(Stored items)
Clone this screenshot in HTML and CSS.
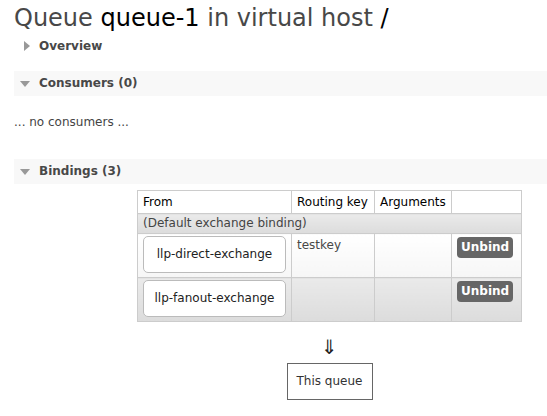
FILE: index.html
```html
<!DOCTYPE html>
<html>
<head>
<meta charset="utf-8">
<link rel="stylesheet" href="styles.css">
</head>
<body>
<div class="page">
  <h1 class="title">Queue <b class="name">queue-1</b> in virtual host <b class="name">/</b></h1>
  <div class="section collapsed">
    <h2 class="sec-head"><span class="tri tri-right"></span>Overview</h2>
  </div>
  <div class="section">
    <h2 class="sec-head bar"><span class="tri tri-down"></span>Consumers (0)</h2>
    <p class="empty">... no consumers ...</p>
  </div>
  <div class="section">
    <h2 class="sec-head bar"><span class="tri tri-down"></span>Bindings (3)</h2>
    <div class="bindings">
      <table class="list">
        <thead>
          <tr><th class="c-from">From</th><th class="c-key">Routing key</th><th class="c-args">Arguments</th><th class="c-act"></th></tr>
        </thead>
        <tbody>
          <tr class="alt"><td colspan="4" class="default">(Default exchange binding)</td></tr>
          <tr class="odd">
            <td><span class="ex">llp-direct-exchange</span></td>
            <td class="key">testkey</td>
            <td></td>
            <td class="act"><span class="btn">Unbind</span></td>
          </tr>
          <tr class="alt">
            <td><span class="ex">llp-fanout-exchange</span></td>
            <td class="key"></td>
            <td></td>
            <td class="act"><span class="btn">Unbind</span></td>
          </tr>
        </tbody>
      </table>
      <div class="arrow">⇓</div>
      <div class="this">This queue</div>
    </div>
  </div>
</div>
</body>
</html>
```

FILE: styles.css
```css
html, body {
  margin: 0;
  padding: 0;
  background: #fff;
}
body {
  font-family: "DejaVu Sans", Verdana, sans-serif;
  font-size: 12px;
  color: #444;
}
.page {
  padding: 0 0 0 14px;
}
.title {
  margin: 0;
  padding-top: 4px;
  font-size: 24px;
  font-weight: normal;
  line-height: 28px;
  color: #484848;
}
.title .name {
  font-weight: normal;
  color: #000;
}
.sec-head {
  margin: 0;
  position: relative;
  font-size: 12px;
  font-weight: bold;
  color: #484848;
  padding-left: 25px;
  height: 25px;
  line-height: 25px;
}
.collapsed .sec-head {
  padding-top: 3px;
  height: 22px;
  line-height: 22px;
}
.bar {
  background: #f8f8f8;
  margin-top: 14px;
}
.tri {
  position: absolute;
  width: 0;
  height: 0;
}
.tri-right {
  left: 10px;
  top: 9px;
  border-top: 5px solid transparent;
  border-bottom: 5px solid transparent;
  border-left: 6px solid #999;
}
.tri-down {
  left: 6px;
  top: 10px;
  border-left: 5px solid transparent;
  border-right: 5px solid transparent;
  border-top: 6px solid #999;
}
.empty {
  margin: 0;
  padding: 19px 0 0 0;
  height: 30px;
  font-size: 12px;
  color: #444;
}
.bindings {
  display: flex;
  flex-direction: column;
  align-items: center;
  width: 385px;
  margin-left: 123px;
  padding-top: 6px;
}
.list {
  border-collapse: collapse;
  border: 1px solid #ccc;
  width: 385px;
  font-size: 12px;
  color: #444;
}
.list th, .list td {
  border: 1px solid #ccc;
  text-align: left;
  vertical-align: top;
}
.list th {
  font-weight: normal;
  color: #000;
  background: #fff;
  height: 22px;
  padding: 0 5px;
  line-height: 22px;
}
.c-from { width: 142px; }
.c-key { width: 72px; }
.c-args { width: 66px; }
.list td {
  padding: 2px 5px;
}
.list td.default {
  padding: 0 5px;
  height: 19px;
  line-height: 19px;
  color: #444;
}
.list tr.alt td {
  background: linear-gradient(#eaeaea, #dcdcdc);
}
.list tr.odd td {
  background: linear-gradient(#fff, #f6f6f6);
}
.list td.key {
  padding-top: 4px;
  color: #484848;
}
.ex {
  display: block;
  box-sizing: border-box;
  width: 143px;
  height: 37px;
  border: 1px solid #bbb;
  border-radius: 5px;
  background: #fff;
  color: #222;
  line-height: 35px;
  text-align: center;
  margin-bottom: 2px;
}
.act {
  padding-left: 5px;
}
.btn {
  display: inline-block;
  background: #666;
  color: #fff;
  font-weight: bold;
  border-radius: 4px;
  padding: 0 4px;
  height: 21px;
  line-height: 21px;
  margin-top: 1px;
}
.arrow {
  margin-top: 14px;
  font-size: 20px;
  line-height: 22px;
  color: #222;
}
.this {
  margin-top: 5px;
  border: 1px solid #666;
  width: 84px;
  height: 35px;
  line-height: 35px;
  text-align: center;
  color: #333;
}
```
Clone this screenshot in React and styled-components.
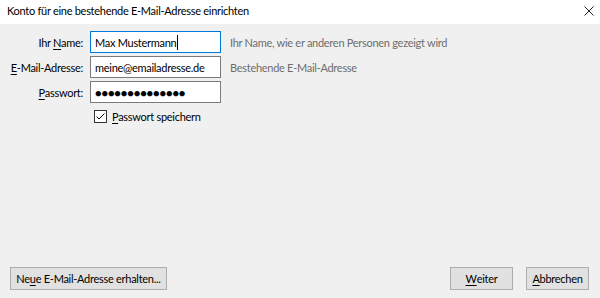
import React from 'react';
import styled, { createGlobalStyle } from 'styled-components';

const GlobalStyle = createGlobalStyle`
	html, body {
		margin: 0;
		padding: 0;
		background: #f0f0f0;
	}
	body {
		font-family: Lato, 'Liberation Sans', sans-serif;
		font-size: 11px;
		letter-spacing: -0.28px;
		color: #000;
	}
	u {
		text-decoration-thickness: 1px;
		text-underline-offset: 2px;
	}
`;

export default function App() {
	return (
		<>
			<GlobalStyle />
			<Dialog>
				<TitleBar>
					<Title>Konto für eine bestehende E-Mail-Adresse einrichten</Title>
					<CloseButton aria-label='Schließen'>
						<svg width='10' height='10' viewBox='0 0 10 10'>
							<path d='M0.5 0.5 L9.5 9.5 M9.5 0.5 L0.5 9.5' stroke='#222' strokeWidth='1' />
						</svg>
					</CloseButton>
				</TitleBar>
				<Body>
					<Form>
						<Label>
							Ihr <u>N</u>ame:
						</Label>
						<Field $focused>
							Max Mustermann
							<Caret />
						</Field>
						<Hint>Ihr Name, wie er anderen Personen gezeigt wird</Hint>

						<Label>
							<u>E</u>-Mail-Adresse:
						</Label>
						<Field>meine@emailadresse.de</Field>
						<Hint>Bestehende E-Mail-Adresse</Hint>

						<Label>
							<u>P</u>asswort:
						</Label>
						<Field $password>●●●●●●●●●●●●●●</Field>
						<span />

						<span />
						<CheckRow>
							<CheckBox>
								<svg width='11' height='11' viewBox='0 0 11 11'>
									<path d='M1.5 5.5 L4 8 L9.5 2.5' fill='none' stroke='#000' strokeWidth='1' />
								</svg>
							</CheckBox>
							<span>
								<u>P</u>asswort speichern
							</span>
						</CheckRow>
					</Form>
				</Body>
				<Footer>
					<Button $width={157}>
						Ne<u>u</u>e E-Mail-Adresse erhalten...
					</Button>
					<ButtonGroup>
						<Button $width={63}>
							<u>W</u>eiter
						</Button>
						<Button $width={63}>
							<u>A</u>bbrechen
						</Button>
					</ButtonGroup>
				</Footer>
			</Dialog>
		</>
	);
}

const Dialog = styled.div`
	width: 600px;
	height: 298px;
	display: flex;
	flex-direction: column;
	background: #f0f0f0;
	overflow: hidden;
`;
const TitleBar = styled.div`
	height: 22px;
	flex-shrink: 0;
	background: #fff;
	display: flex;
	align-items: center;
	justify-content: space-between;
	padding: 0 6px 2px 7px;
`;
const Title = styled.div`
	line-height: 16px;
	font-size: 11px;
`;
const CloseButton = styled.div`
	width: 10px;
	height: 10px;
	display: flex;
	margin-top: -1px;
`;
const Body = styled.div`
	flex: 1;
	padding: 7px 0 0 7px;
`;
const Form = styled.div`
	display: grid;
	grid-template-columns: 76px 131px auto;
	column-gap: 7px;
	row-gap: 3px;
	align-items: center;
	& > :nth-child(3n) {
		margin-left: 2px;
	}
`;
const Label = styled.div`
	text-align: right;
	white-space: nowrap;
`;
const Field = styled.div`
	box-sizing: border-box;
	height: 22px;
	background: #fff;
	border: 1px solid ${p => (p.$focused ? '#0078d7' : '#7a7a7a')};
	padding: 0 4px;
	display: flex;
	align-items: center;
	white-space: nowrap;
	overflow: hidden;
	font-size: 11px;
	letter-spacing: ${p => (p.$password ? '-0.15px' : '-0.28px')};
`;
const Caret = styled.span`
	display: inline-block;
	width: 1px;
	height: 15px;
	background: #000;
	margin-left: 1px;
`;
const Hint = styled.div`
	color: #6d6d6d;
	white-space: nowrap;
`;
const CheckRow = styled.div`
	display: flex;
	align-items: center;
	gap: 5px;
	height: 20px;
	margin-left: 4px;
	white-space: nowrap;
`;
const CheckBox = styled.div`
	box-sizing: border-box;
	width: 13px;
	height: 13px;
	border: 1px solid #333;
	background: #fff;
	display: flex;
	align-items: center;
	justify-content: center;
`;
const Footer = styled.div`
	display: flex;
	justify-content: space-between;
	padding: 0 11px 8px 10px;
`;
const ButtonGroup = styled.div`
	display: flex;
	gap: 13px;
`;
const Button = styled.div`
	box-sizing: border-box;
	width: ${p => p.$width}px;
	height: 23px;
	background: #e1e1e1;
	border: 1px solid #adadad;
	display: flex;
	align-items: center;
	justify-content: center;
	white-space: nowrap;
`;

What you should do:
Write down every line of the data above that includes the string "Clone".

Finished exercise:
Clone this screenshot in HTML and CSS.
Clone this screenshot in React and styled-components.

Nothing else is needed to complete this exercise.